JUDGMENT
A.N. Verma, J.
1. At the instance of the Revenue, the following question has been referred for our opinion :
” Whether, on the facts and in the circumstances of the case and the material available on the records, the Tribunal was justified in law in allowing the claim of investment allowance on the new machineries purchased during the year ?”
2. The facts giving rise to this reference are these. The assessee-firm is running a cold storage. Its accounting year for the assessment year 1982-83 ended on October 9, 1981. In the relevant previous year, the assessee had debited a sum of Rs. 5,058 in the profit and loss account which he claimed as investment allowance under Section 32A(2)(b)(ii) of the Income-tax Act. The same was disallowed by the Inspecting Assistant Commissioner (Assessment). On appeal, the Commissioner of Income-tax (Appeals), relying on a decision of the Madhya Pradesh High Court in [1986] 159 ITR 18 (MP) in the case of Mittal Ice and Cold Storage, held that the cold storage could not be said to be engaged in manufacturing or producing any article or thing and, therefore, the assessee was not entitled to claim any deduction by way of investment allowance on account of the purchase of machinery for its cold storage plants.

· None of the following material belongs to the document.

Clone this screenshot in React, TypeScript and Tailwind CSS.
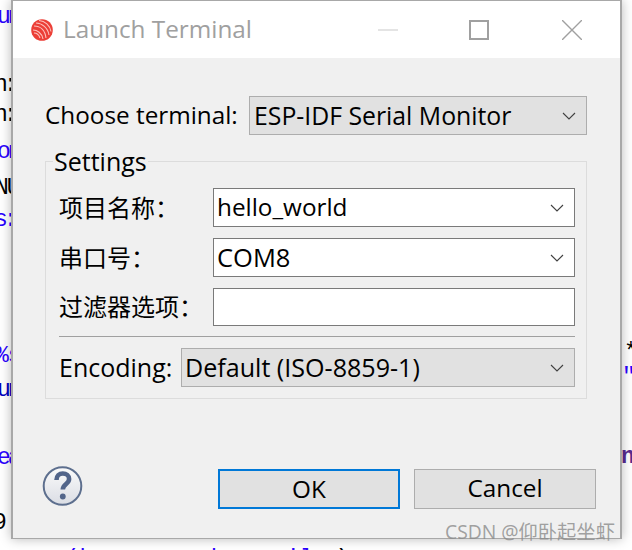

3. On further appeal to the Income tax Appellate Tribunal, the investment allowance claimed by the assessee was allowed and the Assessing Officer was directed to allow investment allowance on the new machinery purchased by the assessee in accordance with law. In support, the Tribunal placed reliance on the decision of the Punjab and Haryana High Court in [1989] 178 ITR 585 (CIT v. S. Warriam Singh Cold Stores).
4. The question referred for our opinion turns on a true and proper interpretation of section 32A(2)(b) of the Income-tax Act. By our order of date disposing of three connected Income-tax References, viz., ITR No. 47 of 1985, ITR No. 80 of 1990 and ITR No. 106 of 1991 (CIT v. Nandlal Cold Storage [1993] 199 ITR 527), we have held on an analysis of section 32A(2)(b)(iii) and the various authorities that no investment allowance is claimable under that provision on account of purchase of any new machinery or plant by an assessee for running a cold storage- The ratio is that the operation of a cold storage does not involve manufacture or production of any article or thing and, consequently, no deduction is admissible on account of the purchase of any machinery or plant for running a cold storage.
5. Our decision in the above income-tax references furnishes a complete answer to the question referred for our opinion. As we have dealt with the question referred for our opinion which was materially the same as that referred in the present case in considerable depth, it is unnecessary
to repeat the reasons which had persuaded us to take the view indicated above.
6. Learned counsel for the assessee, however, sought to distinguish
that case on the ground that the present is a case covered by Sub-clause
(ii) of Clause (b) of Section 32A(2) whereas the one dealt with by us in
the other references was concerned with Sub-clause (iii). There is, in our
opinion, no material difference between Sub-clauses (ii) and (iii). Both
refer to the crucial words “for the purposes of business of manufacture
or production of any article or thing”. Analysing these words and keeping
in view the meaning which has been consistently assigned to the words
“manufacture or production” in various decisions of the Supreme Court
as well as standard dictionaries, this court has held that the business of
operating a cold storage does not involve manufacture or production of
any article or thing”.
7. We reiterate the view expressed by us in the above references and hold that the Tribunal was wrong in taking the view that the investment allowance claimed by the petitioned was legally admissible.
8. We, accordingly, answer the question referred for our opinion in the negative, in favour of the Revenue/and against the assessee. The Revenue shall be entitled to its costs which we assess at Rs. 250.